I’ve technically been designing websites since 6th grade. Oh yes, by 10th grade I could have told you all about framesets, Dreamweaver, tables, and spacer.gif. Thankfully none of those sites are up anymore and we can all put that age behind us. The polish of Web 2.0 is all around us now.
A few years ago I had that first observation: site after site seemed to bring new degrees of attractiveness and usability. Yet, there was an underlying degree of uniformity that made it seem like the respective designers had all read some book I had yet to discover. More recently (maybe 6 months back), I decided that long before the web, let alone blog posts titled “620 Web 2.0 links to turn you into a Web 2.0 guru”, there was design. That was the inspiration behind my search for literature.
Like I alluded to above, I’ve got a respectable understanding of code principles, so I was looking for intermediate to advanced level books. And if I was looking for a code reference I would look online for something more up-to-date and complete. Also, due to the fast-paced nature of web technologies, I looked for books that 1) were recently published and 2) emphasized design techniques with modern web technologies. These two got me these three:
- Web Standards Solutions: The Markup and Style Handbook – Dan Cederholm
- Five Simple Steps: A Practical Guide to Designing for the Web – Mark Boulton
- Transcending CSS: The Fine Art of Web Design – Andy Clark
- Clean, reads well
- Good overview of the basics
- Code-centric (somewhat to be expected, given the title)
- Proscribes against some coding practices that should be common sense for any web developer conscious of coding standards. Spends too long on obvious examples of bad web development.
- After reading the other books, it’s clear that it could have gone a lot farther in some design principles
- Focuses on accessibility, but not enough on how design can affect accessibility for the average user
- Despite being new, it didn’t cover much that wasn’t in Transcending CSS (see below), a book from 2007
Published just a few months ago, this book ended up being a very short and smooth read. It had a heavy code emphasis, but did very concisely explain a large chunk of standards used in modern websites. Clean explanations and just the right amount of background for someone looking for a quick primer on modern code solutions. Still, the focus is purely on web standards and accessibility; very little design input here.
2. Transcending CSS: The Fine Art of Web Design – 4.5/5
- Most rounded, comprehensive
- Design-centric, but with a good measure of advanced coding advice
- Has held stood the test of time very well
- High measure of rereadability (plus great references to other designers)
- Examples + code not accessible online
- Some parts of the book felt disjoint
- Missing out on a few newer technologies (barely worth mentioning)
This is the oldest of the books listed, published all the way back in 2007. Suffice to say it’s aged well. This might be attributed to the theme of the book satisfying my design over code criterion perfectly. It strikes a very strong balance between design instruction and actual code. The book makes a very solid attempt at complete workflow explanation and covers a surprisingly relevant range of topics for its age.

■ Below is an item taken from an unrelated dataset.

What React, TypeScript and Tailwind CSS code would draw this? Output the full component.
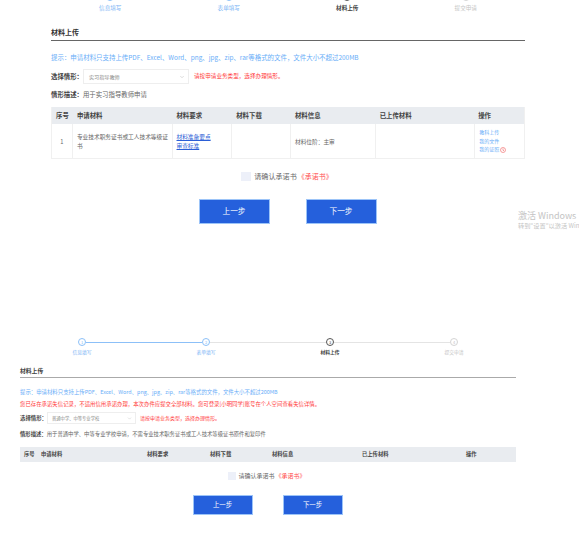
import { ChevronDown } from 'lucide-react';

const topColumns = ['w-[21px]', 'w-[100px]', 'w-[60px]', 'w-[59px]', 'w-[85px]', 'w-[100px]', 'w-[49px]'];

function TopStep({ label, labelClass, ringClass, left, right }: { label: string; labelClass: string; ringClass: string; left: string; right: string }) {
  return (
    <div className="flex flex-col items-center">
      <div className="flex h-[8px] w-full items-center">
        <span className={`h-px flex-1 ${left}`} />
        <span className={`h-[8px] w-[8px] rounded-full border bg-white ${ringClass}`} />
        <span className={`h-px flex-1 ${right}`} />
      </div>
      <p className={`mt-[3px] text-[5.6px] leading-[8px] ${labelClass}`}>{label}</p>
    </div>
  );
}

function BottomStep({ n, label, labelClass, ringClass, left, right }: { n: number; label: string; labelClass: string; ringClass: string; left: string; right: string }) {
  return (
    <div className="flex flex-col items-center">
      <div className="flex h-[8px] w-full items-center">
        <span className={`h-[1px] flex-1 ${left}`} />
        <span className={`flex h-[8px] w-[8px] items-center justify-center rounded-full border bg-white text-[4px] leading-none ${ringClass}`}>{n}</span>
        <span className={`h-[1px] flex-1 ${right}`} />
      </div>
      <p className={`mt-[2px] text-[4.8px] leading-[7px] ${labelClass}`}>{label}</p>
    </div>
  );
}

function TopPanel() {
  return (
    <section className="ml-[51px] h-[330px] w-[474px]">
      <div className="-mt-[7px] grid grid-cols-4">
        <TopStep label="信息填写" labelClass="text-[#7db5f5]" ringClass="border-[#8cc0f8]" left="bg-transparent" right="bg-[#8cc0f8]" />
        <TopStep label="表单填写" labelClass="text-[#7db5f5]" ringClass="border-[#8cc0f8]" left="bg-[#8cc0f8]" right="bg-[#e4e4e4]" />
        <TopStep label="材料上传" labelClass="font-bold text-[#444]" ringClass="border-[#555]" left="bg-[#e4e4e4]" right="bg-[#e4e4e4]" />
        <TopStep label="提交申请" labelClass="text-[#c4c4c4]" ringClass="border-[#d4d4d4]" left="bg-[#e4e4e4]" right="bg-transparent" />
      </div>

      <h2 className="mt-[14px] border-b border-[#666] pb-[2px] text-[7px] font-bold leading-[12px] text-[#333]">材料上传</h2>
      <p className="mt-[12px] text-[6.45px] leading-[10px] text-[#69aef8]">
        提示：申请材料只支持上传PDF、Excel、Word、png、jpg、zip、rar等格式的文件，文件大小不超过200MB
      </p>

      <div className="mt-[6px] flex h-[15px] items-center">
        <span className="w-[32px] text-[6.4px] font-bold text-[#444]">选择情形：</span>
        <div className="flex h-[15px] w-[106px] items-center justify-between border border-[#eeeeee] pl-[5px] pr-[3px] text-[5.1px] text-[#888]">
          实习指导教师
          <ChevronDown className="h-[6px] w-[6px] text-[#bbb]" />
        </div>
        <span className="ml-[5px] text-[5.6px] text-[#ff3b3b]">请按申请业务类型，选择办理情形。</span>
      </div>

      <p className="mt-[6px] text-[6.4px] leading-[10px] text-[#666]">
        <span className="font-bold text-[#444]">情形描述：</span>用于实习指导教师申请
      </p>

      <div className="mt-[7px] border border-t-0 border-[#f0f0f0] text-[#666]">
        <div className="flex h-[17px] items-center bg-[#e9ecf0] text-[6.4px] font-bold text-[#444]">
          <span className={`${topColumns[0]} text-center`}>序号</span>
          <span className={`${topColumns[1]} pl-[4px]`}>申请材料</span>
          <span className={`${topColumns[2]} pl-[4px]`}>材料要求</span>
          <span className={`${topColumns[3]} pl-[4px]`}>材料下载</span>
          <span className={`${topColumns[4]} pl-[4px]`}>材料信息</span>
          <span className={`${topColumns[5]} pl-[4px]`}>已上传材料</span>
          <span className={`${topColumns[6]} pl-[3px]`}>操作</span>
        </div>
        <div className="flex h-[34px] items-stretch text-[5.7px] leading-[9px]">
          <span className={`${topColumns[0]} flex items-center justify-center border-r border-[#f0f0f0]`}>1</span>
          <span className={`${topColumns[1]} flex items-center border-r border-[#f0f0f0] pl-[4px] pr-[2px]`}>专业技术职务证书或工人技术等级证书</span>
          <span className={`${topColumns[2]} flex flex-col justify-center border-r border-[#f0f0f0] pl-[4px] text-[#2b5ed6] underline`}>
            <span>材料准备要点</span>
            <span>审查标准</span>
          </span>
          <span className={`${topColumns[3]} border-r border-[#f0f0f0]`} />
          <span className={`${topColumns[4]} flex items-center border-r border-[#f0f0f0] pl-[4px]`}>材料位阶：主审</span>
          <span className={`${topColumns[5]} border-r border-[#f0f0f0]`} />
          <span className={`${topColumns[6]} flex flex-col justify-center pl-[4px] text-[5px] leading-[8.5px] text-[#69aef8]`}>
            <span>教科上传</span>
            <span>我的文件</span>
            <span className="flex items-center gap-[1px]">
              我的证照
              <svg viewBox="0 0 12 12" className="h-[6px] w-[6px] text-[#f06060]" fill="none" stroke="currentColor" strokeWidth="1.2">
                <circle cx="6" cy="6" r="5" />
                <path d="M6 3v3.5l2 1" />
              </svg>
            </span>
          </span>
        </div>
      </div>

      <div className="mt-[12px] flex items-center justify-center pr-[2px]">
        <span className="h-[9px] w-[10px] bg-[#edf0f9]" />
        <span className="ml-[3px] text-[7.1px] text-[#666]">请确认承诺书</span>
        <span className="ml-[1px] text-[7px] text-[#ff4b4b]">《承诺书》</span>
      </div>

      <div className="mt-[17px] flex justify-center gap-[36px] pr-[1px]">
        <button className="h-[25px] w-[71px] border border-[#9cc4f8] bg-[#2560dc] text-[7.7px] text-white">上一步</button>
        <button className="h-[25px] w-[71px] border border-[#9cc4f8] bg-[#2560dc] text-[7.7px] text-white">下一步</button>
      </div>
    </section>
  );
}

function BottomPanel() {
  return (
    <section className="ml-[20px] w-[496px]">
      <div className="mt-[15px] grid grid-cols-4">
        <BottomStep n={1} label="信息填写" labelClass="text-[#7db5f5]" ringClass="border-[#8cc0f8] text-[#7db5f5]" left="bg-transparent" right="bg-[#8cc0f8]" />
        <BottomStep n={2} label="表单填写" labelClass="text-[#7db5f5]" ringClass="border-[#8cc0f8] text-[#7db5f5]" left="bg-[#8cc0f8]" right="bg-[#e4e4e4]" />
        <BottomStep n={3} label="材料上传" labelClass="font-bold text-[#444]" ringClass="border-[#555] text-[#444]" left="bg-[#e4e4e4]" right="bg-[#e4e4e4]" />
        <BottomStep n={4} label="提交申请" labelClass="text-[#c4c4c4]" ringClass="border-[#d4d4d4] text-[#c4c4c4]" left="bg-[#e4e4e4]" right="bg-transparent" />
      </div>

      <h2 className="mt-[12px] border-b border-[#aaa] pb-[2px] text-[5.8px] font-bold leading-[8px] text-[#444]">材料上传</h2>
      <p className="mt-[10px] text-[5.4px] leading-[8px] text-[#69aef8]">
        提示：申请材料只支持上传PDF、Excel、Word、png、jpg、zip、rar等格式的文件，文件大小不超过200MB
      </p>
      <p className="mt-[4px] text-[5.4px] leading-[8px] text-[#ff3b3b]">
        您已存在承诺失信记录，不适用信用承诺办理，本次办件应提交全部材料。您可登录[小明同学]账号在个人空间查看失信详情。
      </p>

      <div className="mt-[4px] flex h-[12px] items-center">
        <span className="w-[27px] text-[5.4px] font-bold text-[#444]">选择情形：</span>
        <div className="flex h-[12px] w-[89px] items-center justify-between border border-[#eeeeee] pl-[4px] pr-[3px] text-[4.3px] text-[#888]">
          普通中学、中等专业学校
          <ChevronDown className="h-[5px] w-[5px] text-[#bbb]" />
        </div>
        <span className="ml-[4px] text-[5px] text-[#ff3b3b]">请按申请业务类型，选择办理情形。</span>
      </div>

      <p className="mt-[6px] text-[5.35px] leading-[8px] text-[#666]">
        <span className="font-bold text-[#444]">情形描述：</span>用于普通中学、中等专业学校申请，不需专业技术职务证书或工人技术等级证书原件和复印件
      </p>

      <div className="mt-[9px] grid h-[15px] grid-cols-[21px_106px_63px_62px_90px_104px_50px] items-center bg-[#e9ecf0] text-[5.3px] font-bold text-[#444]">
        <span className="pl-[4px]">序号</span>
        <span>申请材料</span>
        <span>材料要求</span>
        <span>材料下载</span>
        <span>材料信息</span>
        <span>已上传材料</span>
        <span>操作</span>
      </div>

      <div className="mt-[9px] flex items-center justify-center pr-[2px]">
        <span className="h-[8px] w-[8px] bg-[#edf0f9]" />
        <span className="ml-[2px] text-[6px] text-[#666]">请确认承诺书</span>
        <span className="ml-[1px] text-[6px] text-[#ff4b4b]">《承诺书》</span>
      </div>

      <div className="mt-[15px] flex justify-center gap-[30px] pr-[1px]">
        <button className="h-[20px] w-[60px] border border-[#9cc4f8] bg-[#2560dc] text-[6.4px] text-white">上一步</button>
        <button className="h-[20px] w-[60px] border border-[#9cc4f8] bg-[#2560dc] text-[6.4px] text-white">下一步</button>
      </div>
    </section>
  );
}

export default function App() {
  return (
    <div className="relative h-[540px] w-[579px] overflow-hidden bg-white font-['Noto_Sans_CJK_SC','Noto_Sans',sans-serif]">
      <TopPanel />
      <BottomPanel />
      <div className="absolute left-[518px] top-[209px] whitespace-nowrap text-[#c4c4c4]">
        <p className="text-[9px] leading-[13px]">激活 Windows</p>
        <p className="text-[6.2px] leading-[8px]">转到"设置"以激活 Windows。</p>
      </div>
    </div>
  );
}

It did strike me as a bit denser reading than the aforementioned Web Standards book, partially due to the design emphasis and partially seemingly due to the less explicit writing style, in my opinion. The format is a bit nonstandard, as well; it’s a square book and a good 1/3rd of it is somewhat aesthetically refreshing photography and topical illustration. Overall, in the face of its shortcomings, if you need a design guide to the web, I highly recommend this still-relevant and balanced read.
- Current (name drops: Twitter and Blueprint CSS framework)
- Very engaging
- Beautiful book (physically)
- Covers business side of design
- Pricey, low US availability
- Despite a whole unit dedicated to typography, could have used more font case studies/examples.
- Could use better copy editing (a few spelling errors).
- No colophon or index
Definitely the book I was most excited about. I read the inspiring Five Simple Steps blog posts about grid design a while back and was enthralled to hear a book of similar nature was in the works. Mark Boulton, the author, also edited the Transcending CSS book above. His entire philosophy behind writing the book revolves around design over code.
Of course I should also mention that the book still isn’t available in the US, but you can order from the Five Simple Steps website to get a copy from the UK. Also exciting: Mark plans to write/publish two more “Practical Guide” books in the same vein.
Anyway, all three of these books have their merits. I can strongly recommend the second two to everyone with experience and a desire to grow as a web designer. I would very mildly recommend the first to someone looking for lighter, more novice reading (it’s not purely beginner’s material, but it’s not very advanced either). There are probably better books out there.
Lastly, I’d like to thank my work for giving me the opportunity to learn from these books on their dime. I really want to emphasize that asking your manager for reading material relevant to your work both gets you a free book and shows your desire to grow as an employee. From the other angle, it is your workplace’s responsibility to keep their workforce informed regarding current technologies. A few books here and there are a pittance in comparison to the knowledge and inspiration they can bring.